The flood waters kept rising. Pretty soon they were up to the man's roof and he climbed out on the roof. A helicopter then came by, lowered a rope and the pilot shouted down in the man in the house to climb up the rope because the helicopter had come to rescue him. The man on the roof wouldn't get in. He told the pilot that he had faith in God and would wait for God to rescue him.

The flood waters kept rising and the man in the house drowned. When he got to heaven, he asked God where he went wrong. He told God that he had perfect faith in God, but God had let him drown.

"What more do you want from me?" asked God. "I sent you two boats and a helicopter."

God with the skin on was there—sometimes we just don't see God right in front of our faces. We need to recognize God in our neighbor's face and that's why we are called to love our neighbor.

My morning Psalm reading captured it in this way:

Save me, O God, for the waters have risen up to my neck
I am sinking in deep mire, and there is no firm ground for my feet.
I have come into deep waters, and the torrent washes over me.

O God, you know my foolishness, and my faults are not hidden from you.
Let not those who hope in you be put to shame through me, Lord God of hosts;
let not those who seek you be disgraced because of me, O God of Israel.
Psalm 69: 1-3, 6-7

Here's the key—our relationship with God is played out in every relationship we have. Oh, not on God's part, but on ours: how else do we learn to have relationships but through the ones we see and experience? Do we see a violent parent? Do we think God is a god of wrath? Do we trust in the love of our parents? Do we know the love of God?

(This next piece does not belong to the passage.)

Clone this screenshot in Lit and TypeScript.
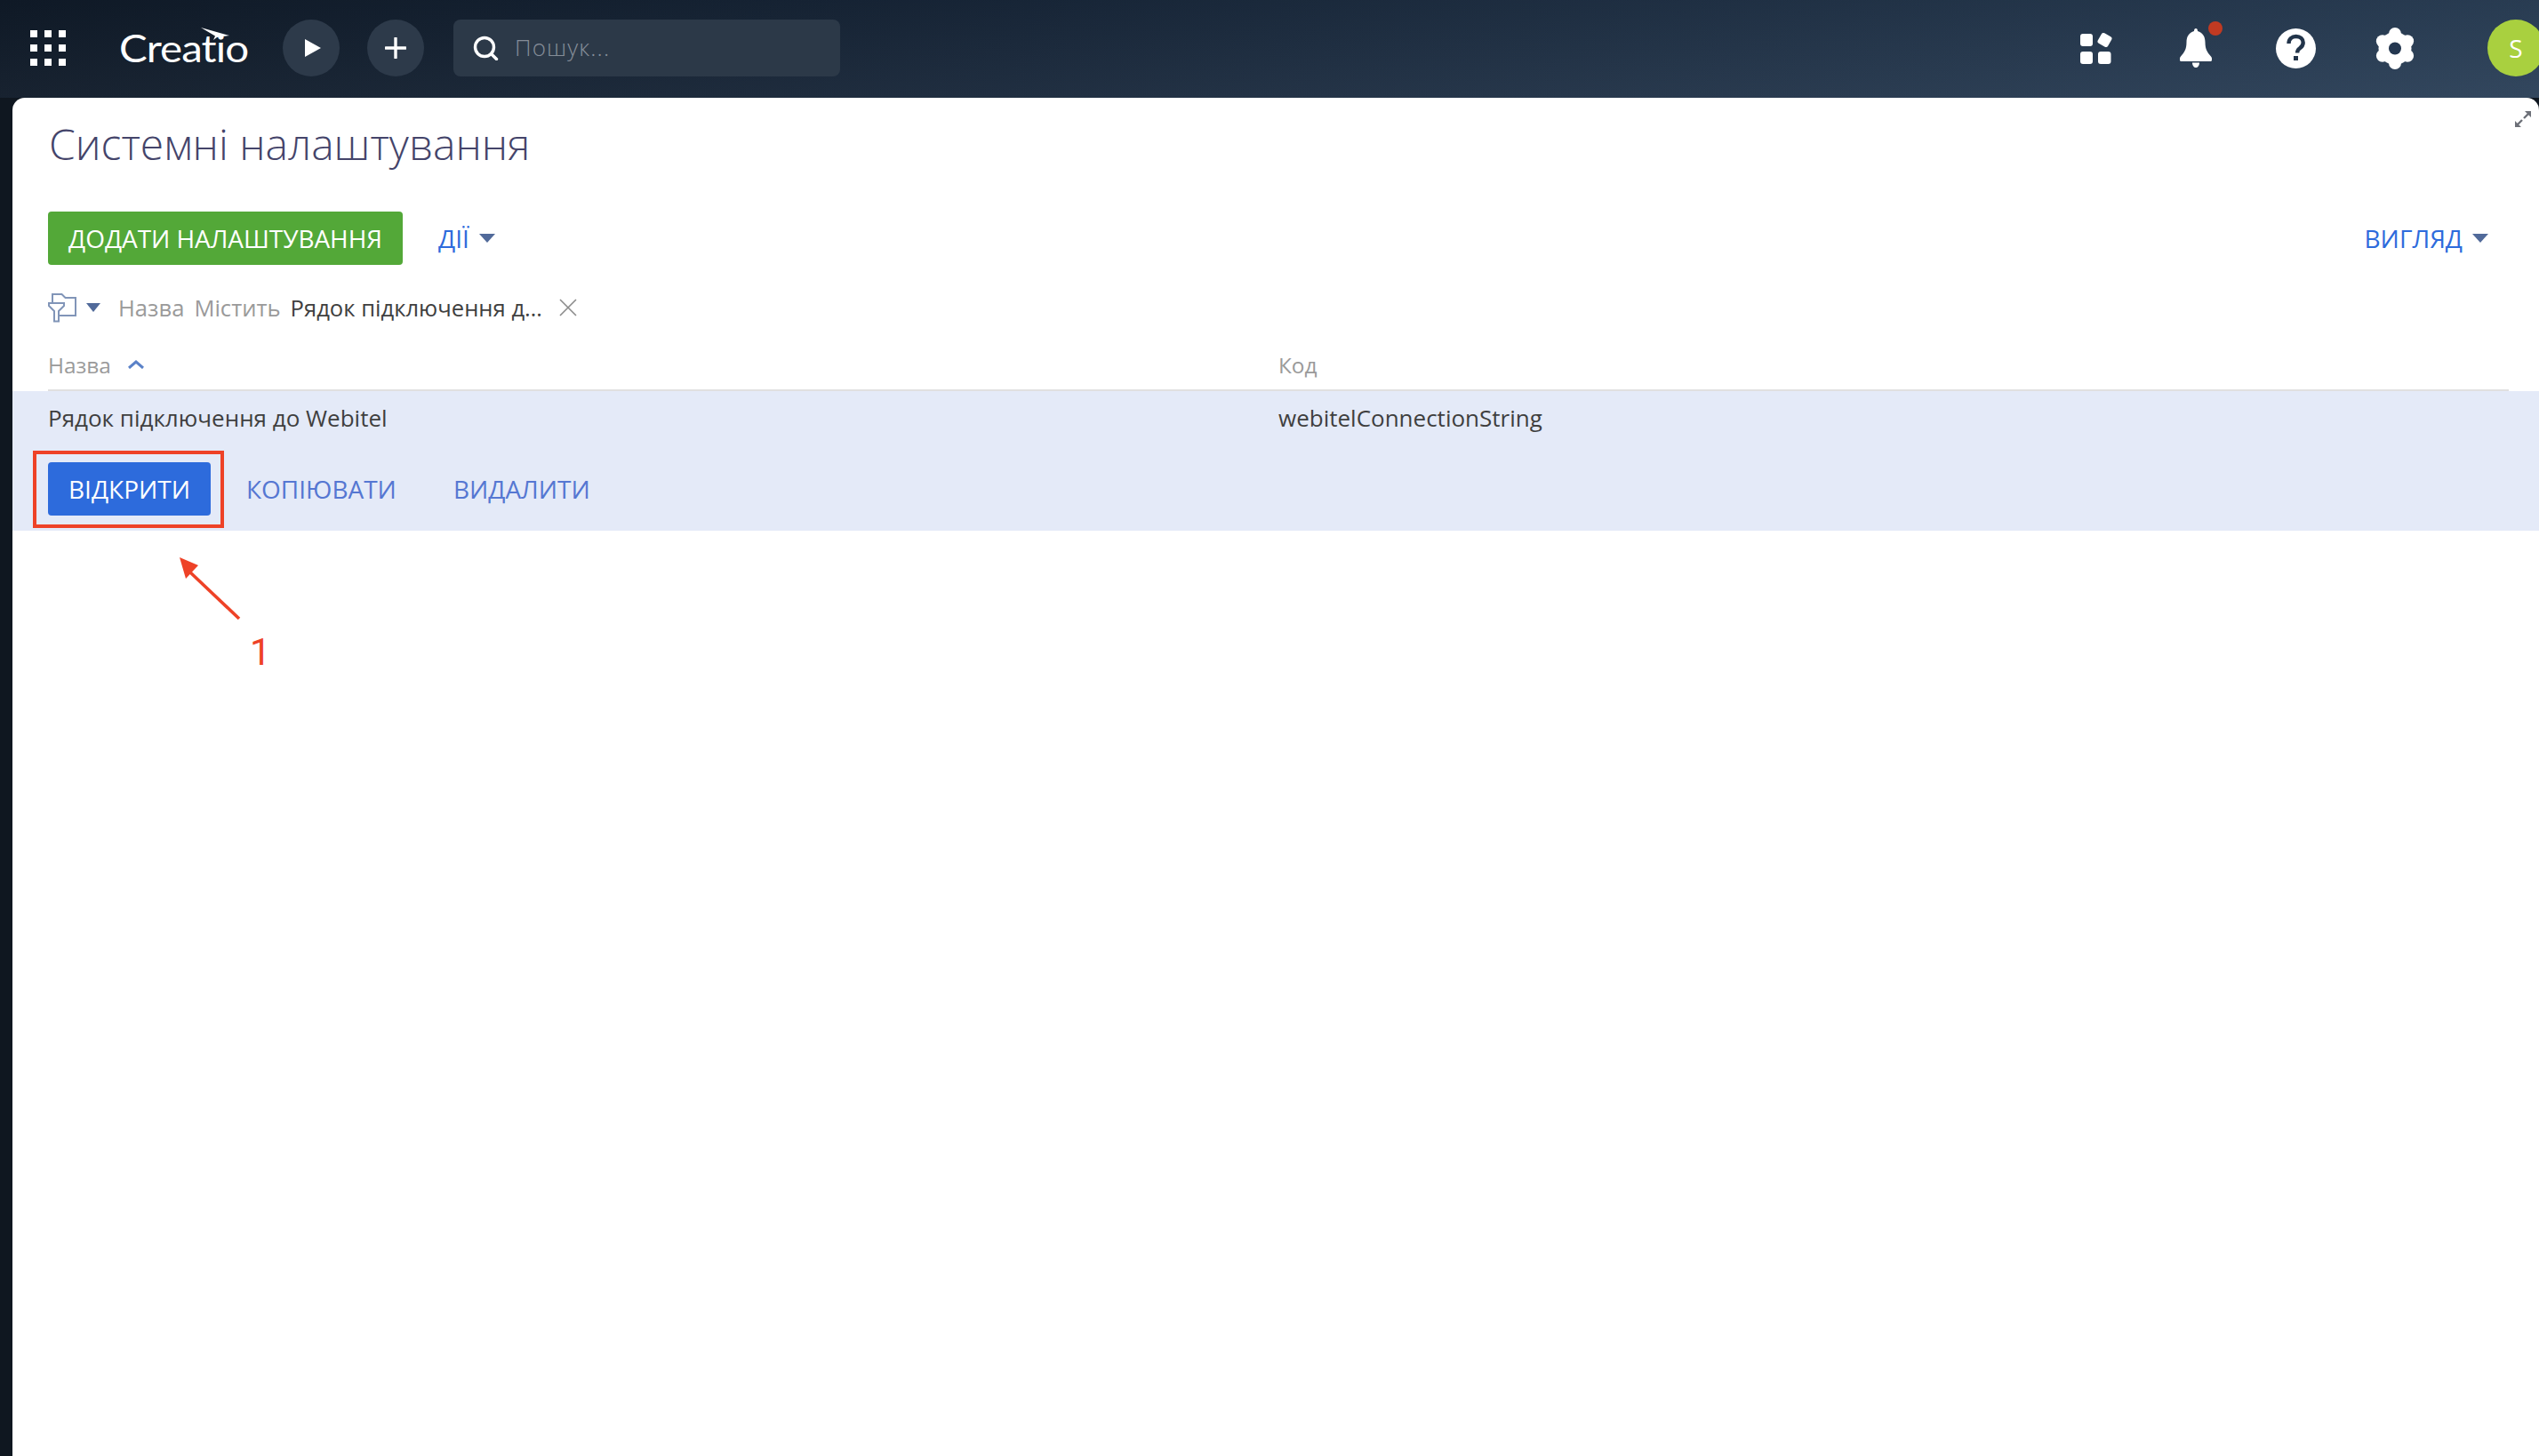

The more I act in a loving way, the more loved I am and the more secure in that love I feel: God's love and human love.

Thanks, Anne, for sharing ways to see and know God's love.

May we see and be God with the skin on for one another, yet recognize that we humans are finite and have limits and that we must continue to seek God when human relationships disappoint us, and still give humans a chance to grow in love.